Once yield is understood, the question becomes where to buy, and this is where an expat investor faces a particular and well-recognised trap.

The trap is buying on familiarity. An expat from a particular part of the UK, or who once lived in a particular town, often gravitates to buying there, because it is the place they know. There is nothing wrong with knowing an area, but personal familiarity is not the same as investment merit, and the two can point in opposite directions. The town an expat grew up in may have weak rental demand, poor prospects or low yields; an area they have never visited may have strong fundamentals. An investor who buys where they feel comfortable, rather than where the numbers work, has let sentiment override strategy.

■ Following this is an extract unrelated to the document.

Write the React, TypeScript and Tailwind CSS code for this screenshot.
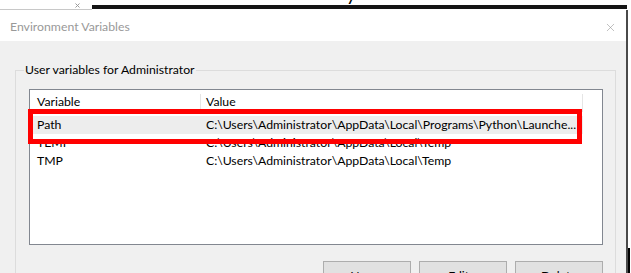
import { X } from "lucide-react";

const FONT = { fontFamily: 'Lato, "Noto Sans", sans-serif' };

const rows = [
  { name: "Path", value: "C:\\Users\\Administrator\\AppData\\Local\\Programs\\Python\\Launche..." },
  { name: "TEMP", value: "C:\\Users\\Administrator\\AppData\\Local\\Temp" },
  { name: "TMP", value: "C:\\Users\\Administrator\\AppData\\Local\\Temp" },
];

function Button({ label }: { label: string }) {
  return (
    <button className="w-[88px] h-[23px] shrink-0 bg-[#e1e1e1] border border-[#adadad] text-[12.25px] text-black leading-[27px]">
      {label}
    </button>
  );
}

export default function App() {
  return (
    <div
      className="relative w-[631px] h-[273px] overflow-hidden bg-white flex flex-col text-[12.25px] text-black"
      style={FONT}
    >
      {/* strip of whatever sits behind the dialog */}
      <div className="relative h-[10px] flex shrink-0">
        <div className="w-[92px] h-[10px] border-b border-[#c8c8c8] flex items-end pl-[75px] pb-[1px]">
          <svg width="5" height="5" viewBox="0 0 5 5" className="text-[#9a9a9a]">
            <path d="M0.5 0.5 L4.5 4.5 M4.5 0.5 L0.5 4.5" stroke="currentColor" strokeWidth="1" />
          </svg>
        </div>
        <div className="w-[535px] h-[4px] mt-[5px] bg-[#151515]" />
        <span className="absolute left-[346px] -top-[19px] text-[20px] leading-[24px] text-black">y</span>
      </div>

      <div className="flex flex-1 min-h-0">
        {/* dialog */}
        <div className="w-[628px] flex flex-col border-r-2 border-[#4a4a4a]">
          <div className="h-[31px] shrink-0 flex items-center justify-between pt-[4px] pl-[10px] pr-[9px] bg-white">
            <span className="text-[#999999]">Environment Variables</span>
            <X size={13} strokeWidth={1} className="text-[#8c8c8c]" />
          </div>

          <div className="flex-1 min-h-0 bg-[#f0f0f0] pt-[21px] pl-[15px] overflow-hidden">
            <fieldset className="w-[601px] border border-[#dcdcdc] px-0 pb-[20px]">
              <legend className="ml-[8px] px-[1px] leading-[16px]">User variables for Administrator</legend>

              <div className="mt-[11px] ml-[13px] w-[574px] h-[156px] border border-[#828790] bg-white">
                <div className="flex h-[26px] pt-[4px] leading-[16px]">
                  <div className="w-[171px] shrink-0 pl-[7px] border-r border-[#e5e5e5] h-[18px]">Variable</div>
                  <div className="w-[382px] shrink-0 pl-[5px] border-r border-[#e5e5e5] h-[18px]">Value</div>
                </div>
                {rows.map((r, i) => (
                  <div
                    key={r.name}
                    className={`flex h-[18px] w-[553px] items-center ${i === 0 ? "bg-[#ededed]" : ""}`}
                  >
                    <div className="w-[171px] shrink-0 pl-[7px]">{r.name}</div>
                    <div className="pl-[5px] whitespace-nowrap">{r.value}</div>
                  </div>
                ))}
              </div>

              <div className="mt-[16px] mr-[12px] flex justify-end gap-[8px]">
                <Button label="New..." />
                <Button label="Edit..." />
                <Button label="Delete" />
              </div>
            </fieldset>
          </div>
        </div>

        {/* edge of the next window */}
        <div className="flex-1 flex flex-col justify-end">
          <div className="w-[2px] h-[25px] bg-black" />
        </div>
      </div>

      {/* annotation */}
      <div className="absolute left-[28px] top-[109px] w-[554px] h-[35px] border-[5px] border-[#ff0000]" />
    </div>
  );
}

The disciplined approach is to choose region and location on the investment fundamentals. The questions that matter are about the area as an investment, not as a place the buyer happens to know. Is there genuine, sustained rental demand. What is driving that demand, employment, a university, transport links, regeneration. What does the yield look like relative to the capital cost. What is the tenant base, and is it stable. What are the area's longer-term prospects. An area that answers those questions well is a candidate; an area that does not is not, regardless of how familiar it feels.

Location also matters at a finer grain than the region. Within any town or city, demand, rents and tenant quality vary street by street. Proximity to employment, transport, schools and amenities shapes how readily a property lets and to whom. An expat cannot assess this from abroad by instinct, which is exactly why a fundamentals-based, evidence-based approach matters.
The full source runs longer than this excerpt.